M. Christian Cambon , président . - Lorsque nous examinons des conventions, certaines ne posent pas de problèmes, d'autres abordent des questions sensibles. Il faudrait qu'on puisse les examiner plus en détail, le cas échéant en séance publique, quand cela impacte des secteurs économiques. Nous devrions évoquer cette question en Bureau de la Commission.

M. Daniel Reiner . - Serait-il possible de retarder la discussion de ce projet ou à défaut de renoncer à son examen en forme simplifiée ? [...]

M. Alain Néri , rapporteur . - Le sujet est sensible. Nous pourrions demander le report de la discussion.

M. Christian Cambon , président . - A défaut, il faudrait que nous envisagions un retour à la procédure normale pour son examen en séance publique. La commission demande le report de la discussion en séance publique afin de lui permettre d'obtenir un complément d'information.

Source : Compte rendu des commissions du 29 octobre 2014.

Un facteur tendant à favoriser la célérité de l'examen parlementaire réside dans l'instauration d'un dialogue plus poussé entre le Parlement et le Gouvernement.
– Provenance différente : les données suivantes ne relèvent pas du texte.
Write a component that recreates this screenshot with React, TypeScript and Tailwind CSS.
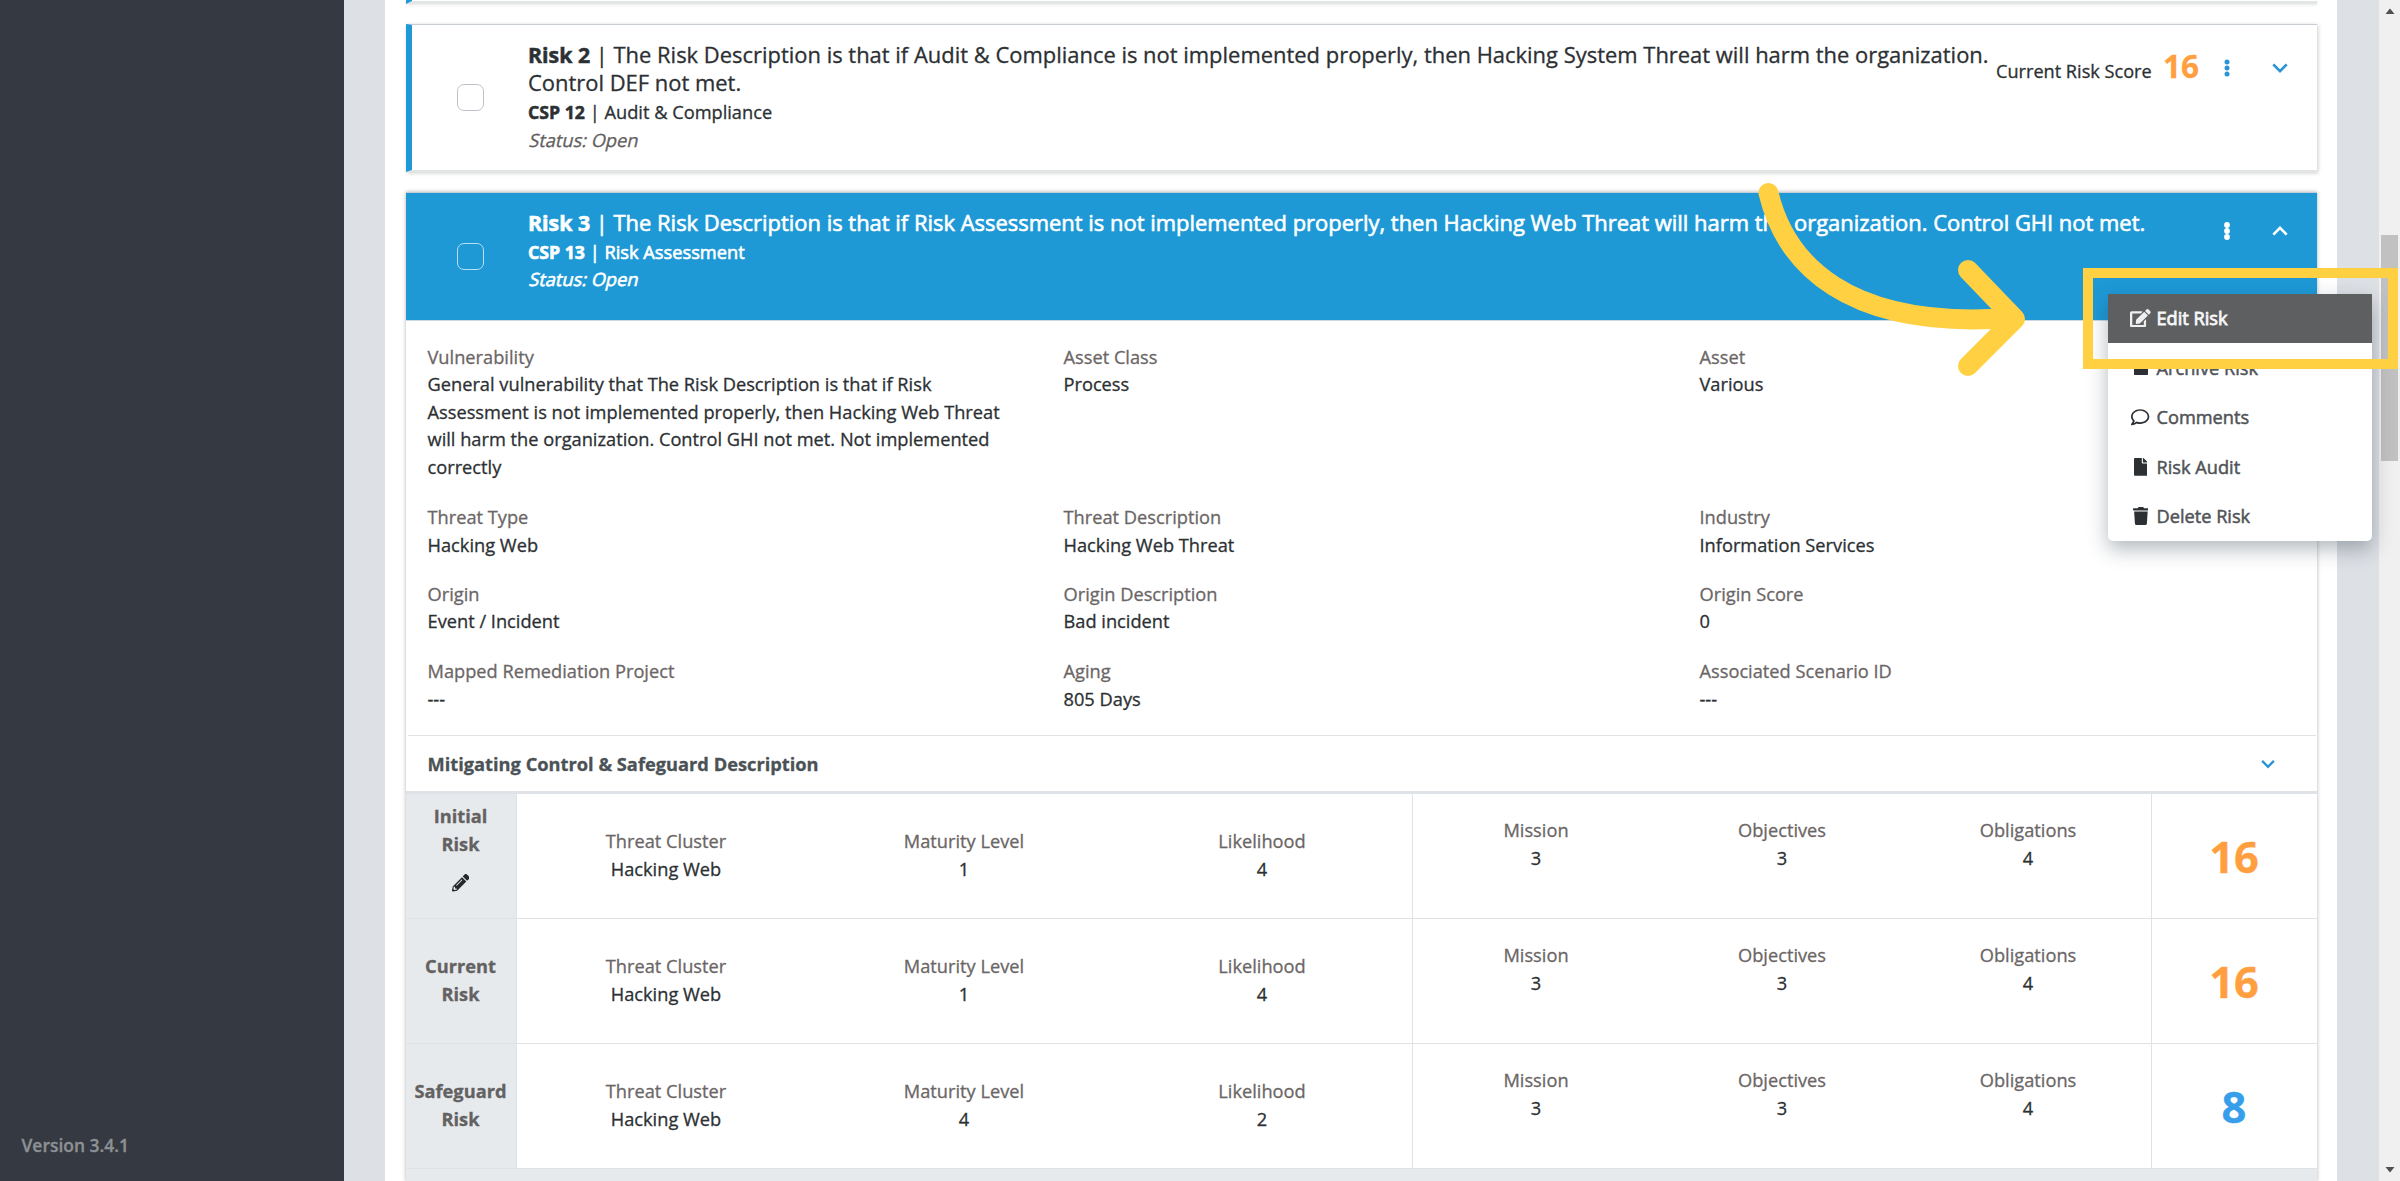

* 80 Rappelons que l'absence de rapport ne fait pas obstacle à la discussion d'un texte. En effet, la pratique parlementaire a convenu que l'absence de rapport, son caractère incomplet comme son rejet, n'empêche pas l'ouverture de la discussion. Le Président Mermaz, le 15 décembre 1983, avait souligné qu'opposer au Gouvernement l'absence de rapport, revenait à faire échec au droit de ce dernier d'établir l'ordre du jour prioritaire.

* 81 Cf. Projet de loin° 501 (2013-2014), autorisant l'approbation de l'accord instituant le Consortium des centres internationaux de recherche agricole en qualité d'organisation internationale, ainsi que le projet de loi n° 502 (2013-2014), autorisant l'approbation de l'accord entre le Gouvernement de la République française et le Consortium des centres internationaux de recherche agricole relatif au siège du Consortium et à ses privilèges et immunités sur le territoire français.